To do =
Gather all lines with the word "React" in them.

Collected data =

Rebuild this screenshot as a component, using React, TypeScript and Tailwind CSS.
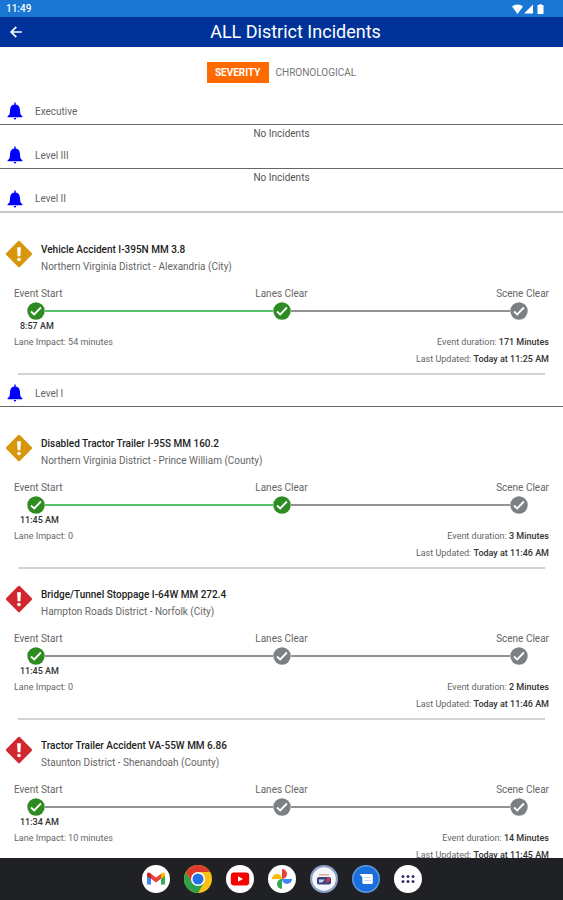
import React, { useState } from "react";

type Incident = {
  severity: "warning" | "critical";
  title: string;
  location: string;
  start: string;
  lanesClear: boolean;
  laneImpact: string;
  duration: string;
  updated: string;
};

type Level = {
  name: string;
  incidents: Incident[];
};

const levels: Level[] = [
  { name: "Executive", incidents: [] },
  { name: "Level III", incidents: [] },
  {
    name: "Level II",
    incidents: [
      {
        severity: "warning",
        title: "Vehicle Accident I-395N MM 3.8",
        location: "Northern Virginia District - Alexandria (City)",
        start: "8:57 AM",
        lanesClear: true,
        laneImpact: "54 minutes",
        duration: "171 Minutes",
        updated: "Today at 11:25 AM",
      },
    ],
  },
  {
    name: "Level I",
    incidents: [
      {
        severity: "warning",
        title: "Disabled Tractor Trailer I-95S MM 160.2",
        location: "Northern Virginia District - Prince William (County)",
        start: "11:45 AM",
        lanesClear: true,
        laneImpact: "0",
        duration: "3 Minutes",
        updated: "Today at 11:46 AM",
      },
      {
        severity: "critical",
        title: "Bridge/Tunnel Stoppage I-64W MM 272.4",
        location: "Hampton Roads District - Norfolk (City)",
        start: "11:45 AM",
        lanesClear: false,
        laneImpact: "0",
        duration: "2 Minutes",
        updated: "Today at 11:46 AM",
      },
      {
        severity: "critical",
        title: "Tractor Trailer Accident VA-55W MM 6.86",
        location: "Staunton District - Shenandoah (County)",
        start: "11:34 AM",
        lanesClear: false,
        laneImpact: "10 minutes",
        duration: "14 Minutes",
        updated: "Today at 11:45 AM",
      },
    ],
  },
];

function BellIcon() {
  return (
    <svg viewBox="0 0 16 18" className="w-4 h-[18px] shrink-0" fill="#0000ff" aria-hidden="true">
      <path d="M8 .3c.4 0 .7.4.7 1v1.300c2.600.4 4 2.200 4.200 4.700l.3 3.500c.1 1.500.8 2.700 2.200 3.500v1H.6v-1c1.400-.8 2.100-2 2.200-3.500l.3-3.500c.2-2.500 1.600-4.300 4.200-4.700V1.300c0-.6.3-1 .7-1z" />
      <path d="M6.700 16.100h2.600c-.1.900-.6 1.500-1.300 1.500s-1.200-.6-1.300-1.500z" />
    </svg>
  );
}

function SeverityIcon({ severity }: { severity: Incident["severity"] }) {
  return (
    <svg viewBox="0 0 28 28" className="w-7 h-7 shrink-0" aria-hidden="true">
      <rect x="4.300" y="4.300" width="19.400" height="19.400" rx="1.500" transform="rotate(45 14 14)" fill={severity === "warning" ? "#d8960c" : "#d0282e"} />
      <path d="M12.100 7.200h3.800l-.5 9h-2.800z" fill="#fff" />
      <circle cx="14" cy="19.500" r="1.800" fill="#fff" />
    </svg>
  );
}

function Step({ done }: { done: boolean }) {
  return (
    <svg viewBox="0 0 18 18" className="w-[18px] h-[18px] shrink-0" aria-hidden="true">
      <circle cx="9" cy="9" r="8.700" fill={done ? "#2e8b22" : "#7b8085"} />
      <path d="M4 9.500l3.200 2.900 6.700-6.900" fill="none" stroke="#fff" strokeWidth="1.800" />
    </svg>
  );
}

function IncidentCard({ incident }: { incident: Incident }) {
  return (
    <article className="pt-4">
      <div className="flex items-center gap-2 pl-[5px]">
        <div className="pb-2">
          <SeverityIcon severity={incident.severity} />
        </div>
        <div className="leading-[17px]">
          <h3 className="text-[10px] font-medium text-[#222]">{incident.title}</h3>
          <p className="text-[10px] text-[#666]">{incident.location}</p>
        </div>
      </div>

      {/* Timeline */}
      <div className="px-[14px] pt-[10px]">
        <div className="grid grid-cols-3 text-[10px] leading-4 text-[#666]">
          <span>Event Start</span>
          <span className="text-center">Lanes Clear</span>
          <span className="text-right">Scene Clear</span>
        </div>
        <div className="grid grid-cols-[1fr_auto_1fr] items-center">
          <div className="flex items-center pl-[13px]">
            <Step done />
            <div className={`flex-1 h-[2px] ${incident.lanesClear ? "bg-[#5cc26a]" : "bg-[#8f9396]"}`} />
          </div>
          <Step done={incident.lanesClear} />
          <div className="flex items-center pr-[21px]">
            <div className="flex-1 h-[2px] bg-[#8f9396]" />
            <Step done={false} />
          </div>
        </div>
        <p className="pl-[6px] text-[9px] leading-3 font-medium text-[#333]">{incident.start}</p>
        <div className="flex justify-between pt-[2px] text-[9px] leading-[17px] text-[#666]">
          <p>Lane Impact: {incident.laneImpact}</p>
          <div className="text-right">
            <p>
              Event duration: <b className="font-medium text-[#333]">{incident.duration}</b>
            </p>
            <p>
              Last Updated: <b className="font-medium text-[#333]">{incident.updated}</b>
            </p>
          </div>
        </div>
      </div>
      <hr className="mx-[18px] mt-[5px] border-t-2 border-[#d3d3d3]" />
    </article>
  );
}

function LevelSection({ level }: { level: Level }) {
  return (
    <section>
      <h2
        className={`flex items-center gap-3 h-[27px] pl-[7px] text-[10px] text-[#666] ${level.name === "Level II" ? "border-b-2 border-[#c8c8c8]" : "border-b border-[#666]"}`}
      >
        <BellIcon />
        {level.name}
      </h2>
      {level.incidents.length === 0 ? (
        <p className="text-center text-[10px] leading-[17px] text-[#555]">No Incidents</p>
      ) : (
        <div className="pt-[11px] pb-[5px]">
          {level.incidents.map((incident) => (
            <IncidentCard key={incident.title} incident={incident} />
          ))}
        </div>
      )}
    </section>
  );
}

const apps = [
  {
    name: "Gmail",
    art: (
      <>
        <circle cx="14" cy="14" r="14" fill="#fff" />
        <path d="M5 9v10.500h4v-8z" fill="#4285f4" />
        <path d="M23 9v10.500h-4v-8z" fill="#34a853" />
        <path d="M19 8.800l1.300-1c1.200-.8 2.700 0 2.700 1.500v1.600l-4 3z" fill="#fbbc04" />
        <path d="M9 8.800l-1.300-1C6.500 7 5 7.800 5 9.300v1.600l4 3z" fill="#c5221f" />
        <path d="M9 8.800l5 3.800 5-3.800v5L14 17.600l-5-3.800z" fill="#ea4335" />
      </>
    ),
  },
  {
    name: "Chrome",
    art: (
      <>
        <circle cx="14" cy="14" r="14" fill="#fbc116" />
        <path d="M1.900 7A14 14 0 0 0 14 28l6-10.500L14 14 8 17.500z" fill="#2da04c" />
        <path d="M1.900 7A14 14 0 0 1 26.100 7H14l-6 10.500z" fill="#dc3a2c" />
        <circle cx="14" cy="14" r="7" fill="#fff" />
        <circle cx="14" cy="14" r="5.500" fill="#2672e4" />
      </>
    ),
  },
  {
    name: "YouTube",
    art: (
      <>
        <circle cx="14" cy="14" r="14" fill="#fff" />
        <rect x="4.800" y="7.500" width="18.400" height="13" rx="3.200" fill="#f60000" />
        <path d="M12 11.200v5.600l5-2.800z" fill="#fff" />
      </>
    ),
  },
  {
    name: "Photos",
    art: (
      <>
        <circle cx="14" cy="14" r="14" fill="#fff" />
        <path d="M14 4a5 5 0 0 1 0 10z" fill="#ea4335" />
        <path d="M24 14a5 5 0 0 1-10 0z" fill="#4285f4" />
        <path d="M14 24a5 5 0 0 1 0-10z" fill="#34a853" />
        <path d="M4 14a5 5 0 0 1 10 0z" fill="#fbbc04" />
      </>
    ),
  },
  {
    name: "511 Traffic",
    art: (
      <>
        <circle cx="14" cy="14" r="14" fill="#8da0c8" />
        <circle cx="14" cy="14" r="11.800" fill="#f4f6fb" />
        <path d="M9 9.800h10" stroke="#e0a184" strokeWidth="1.400" />
        <rect x="7" y="12" width="14" height="7.500" rx="2" fill="#38427e" />
        <path d="M9 14.500h6l-3 3H9z" fill="#c9cfe6" />
        <path d="M17 12.500h3v3l-4 3z" fill="#d03a4b" />
      </>
    ),
  },
  {
    name: "Messages",
    art: (
      <>
        <circle cx="14" cy="14" r="14" fill="#5d97e0" />
        <circle cx="14" cy="14" r="12.500" fill="#1b6fdc" />
        <path d="M7.500 9h11.800c.9 0 1.500.6 1.500 1.500v7c0 .9-.6 1.500-1.500 1.500h-7.500c-.9 0-1.500-.6-1.500-1.500v-5.300z" fill="#fff" />
        <path d="M12.500 12.500h6M12.500 15.500h6" stroke="#b9d2f5" strokeWidth="1" />
      </>
    ),
  },
  {
    name: "All apps",
    art: (
      <>
        <circle cx="14" cy="14" r="14" fill="#fff" />
        {[9, 14, 19].map((x) => (
          <g key={x} fill="#34346c">
            <circle cx={x} cy="11.500" r="1.500" />
            <circle cx={x} cy="16.500" r="1.500" />
          </g>
        ))}
      </>
    ),
  },
];

export default function App() {
  const [tab, setTab] = useState("SEVERITY");

  return (
    <div className="h-screen flex flex-col overflow-hidden bg-white font-['Roboto',sans-serif]">
      {/* Status bar */}
      <div className="flex shrink-0 items-center justify-between h-[17px] pl-[6px] pr-[18px] bg-[#1976d2] text-white">
        <span className="text-[10px] leading-[17px] font-medium">11:49</span>
        <svg viewBox="0 0 34 12" className="w-[34px] h-3" fill="#fff" aria-hidden="true">
          <path d="M1 3.500C4 .8 9 .8 12 3.500L6.500 11z" />
          <path d="M22 1.500v9h-9z" />
          <path d="M26.500 2h2V1h2v1h2v9h-6z" />
        </svg>
      </div>

      <header className="grid shrink-0 grid-cols-[32px_1fr_32px] items-center h-[30px] bg-[#003399] text-white">
        <button type="button" aria-label="Back" className="flex h-full items-center pl-[9px]">
          <svg viewBox="0 0 14 14" className="w-[14px] h-[14px]" fill="none" stroke="#fff" strokeWidth="1.700" aria-hidden="true">
            <path d="M12.800 7H2.500M7.300 1.900L2.200 7l5.100 5.100" />
          </svg>
        </button>
        <h1 className="pl-7 text-center text-lg font-normal">ALL District Incidents</h1>
      </header>

      <main className="flex-1 min-h-0 overflow-hidden">
        <div className="flex justify-center gap-[7px] pt-[15px] pb-[15px]">
          {["SEVERITY", "CHRONOLOGICAL"].map((name) => (
            <button
              key={name}
              type="button"
              aria-pressed={tab === name}
              onClick={() => setTab(name)}
              className={`h-[21px] text-[10px] cursor-pointer ${tab === name ? "px-2 bg-[#ff6a00] text-white font-bold" : "text-[#757575]"}`}
            >
              {name}
            </button>
          ))}
        </div>
        {levels.map((level) => (
          <LevelSection key={level.name} level={level} />
        ))}
      </main>

      {/* Dock */}
      <nav className="flex shrink-0 items-center justify-center gap-[14px] h-[42px] bg-[#202124]">
        {apps.map((app) => (
          <button key={app.name} type="button" aria-label={app.name} className="cursor-pointer">
            <svg viewBox="0 0 28 28" className="w-7 h-7" aria-hidden="true">
              {app.art}
            </svg>
          </button>
        ))}
      </nav>
    </div>
  );
}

Full answer =
Rebuild this screenshot as a component, using React, TypeScript and Tailwind CSS.
import React, { useState } from "react";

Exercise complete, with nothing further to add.